Radebeul/Meißen - Die Aufregung um die viel zu kurze Vorbereitungszeit bis zur Neuwahl des Bundestags am 23. Februar ist groß. Für die SPD in Meißen kein Problem. Die Sozialdemokraten haben bereits entschieden. Sie schicken den 19-jährigen Leonhard Weist ins Rennen. Bitte, wen?
So unbekannt ist Weist - schmal, Milchgesicht, tiefe Stimme, wortgewandt - gar nicht mehr. Er war bereits Vorstand im Kreisschülerrat Meißen und im Landesschülerrat. Außerdem nahm er für Sachsen an der Bundesschülerkonferenz teil.
Parallel zu seinem Abitur wuppte er den Wahlkampf für den Radebeuler Stadtrat, wurde vom Listenplatz 5 auf die 2 hochgestuft und schaffte beides: Abitur und gewählt zu werden. Fraktionskollege ist sein Vater Thomas (60). Beide sind Mitglieder des Ältestenrats. Auch Leonhard.
Jetzt die nächste Stufe - Bundestag! Klingt nach einer Funktionärskarriere. "Ich will für eine Legislaturperiode nach Berlin, weil so junge Menschen wie ich in der Politik völlig unterrepräsentiert sind", sagt Leonhard mit Nachdruck.
Und: "Die Jungen müssen später mit den Entscheidungen leben, die jetzt getroffen werden." Da sei es nur fair, wenn sie mitentscheiden. Jetzt.
Sachsens Wirtschaftsminister über jungen SPD-Kandidaten: "Er ist der Richtige!"
Eine Agenda hat er auch schon: soziale Gerechtigkeit. "Wir haben eine Vermögensungleichheit, die in Europa ihresgleichen sucht."
Er zieht die Augenbrauen nach oben und erzählt von dem Pizzadienst, für den er gearbeitet hat, vom Mindestlohn, vom fehlenden Urlaubsanspruch und der Kollegin mit den drei Kindern, die von diesem Job leben muss.
Versauern will Leonhard im Bundestag nicht. Vorausgesetzt, er schafft es. Erklärtes Ziel: Jurastudium wie sein Vater und später mal ein ganz "normales" Leben führen.
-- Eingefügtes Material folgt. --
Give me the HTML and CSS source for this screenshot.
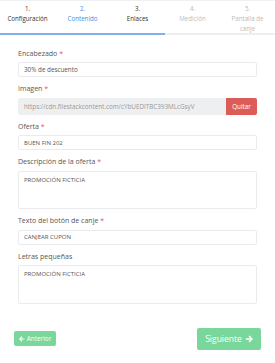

Und eine Familie gründen? "Ach, ich bin erst 19!" Leonhard winkt ab. Was nicht warten kann, sind seine Freunde. Mit ihnen abzuhängen oder ab und zu in den Club zu gehen, ist ihm wichtig.
Viele finden sein Engagement gut, andere nicht. Auf Facebook häuften sich unmittelbar nach seiner Kandidatur Kommentare wie: "Der soll erst mal arbeiten gehen!" Spurlos geht so etwas nicht an ihm vorbei, sagt er.
Mut macht ihm Sachsens Wirtschaftsminister und Parteigenosse Martin Dulig (50): "Leonhards Aufgeschlossenheit, sein großes politisches Talent und sein unermüdlicher Einsatz für eine gerechtere Welt sind die besten Voraussetzungen für eine Bundestagskandidatur. Er ist der Richtige!"